To be bold and creative doesn’t mean being reckless. Bold and creative stewardship involves choosing wisely. It involves shrewdness. This is true for the congregation and for us as individuals.
The reading from Luke 16 ends with a warning: “You cannot serve God and wealth.” These are two different masters, with two different end games. You have to choose wisely in a world filled with idols, choose wisely. Even if we don’t take a vow of poverty, to be a faithful steward means staying away from the pursuit of wealth for its own sake.

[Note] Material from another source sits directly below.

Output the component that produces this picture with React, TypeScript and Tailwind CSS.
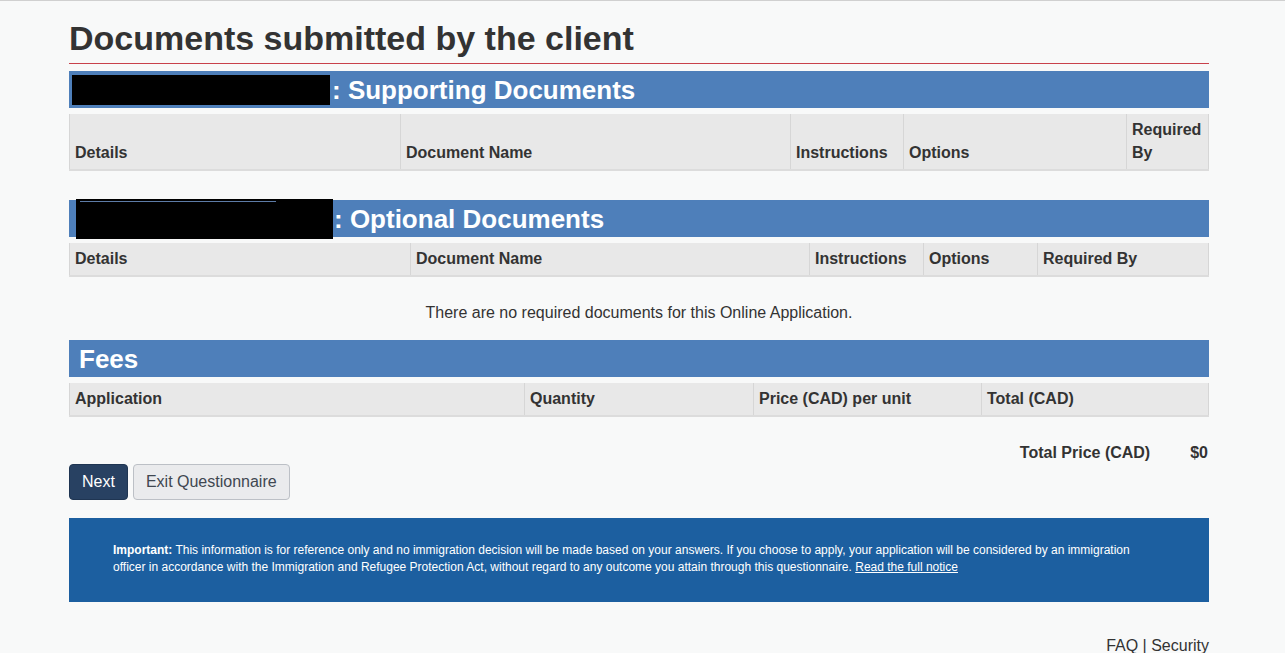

One of the more intriguing interpretations of this passage comes from John Wesley. In one of his sermons he offered this word of wisdom about wealth and stewardship. He declared:
Gain all you can, without hurting either yourself or your neighbour, in soul or body, by applying hereto with unintermitted diligence, and with all the understanding which God has given you; —save all you can, by cutting off every expense which serves only to indulge foolish desire; to gratify either the desire of flesh, the desire of the eye, or the pride of life; waste nothing, living or dying, on sin or folly, whether for yourself or your children;—and then, give all you can, or, in other words, give all you have to God. [http://www.umcmission.org/Find-Resources/John-Wesley-Sermons/Sermon-50-The-Use-of-Money].
This seems like good stewardship advice. Work hard, earn a living, take care of your needs, save all you can, and then give all you can for the work of God. That’s stewardship in a nutshell.
In the coming weeks we’ll be lifting up the spiritual discipline of stewardship in sermons, in testimonies, in letters, and newsletter articles. In a few weeks the stewardship team will be providing the congregation friends and members with a packet that will contain an estimate of giving card along with other information about stewardship. When you receive that packet, I would ask that you consider your commitment prayerfully and wisely. Yes, be a shrewd steward!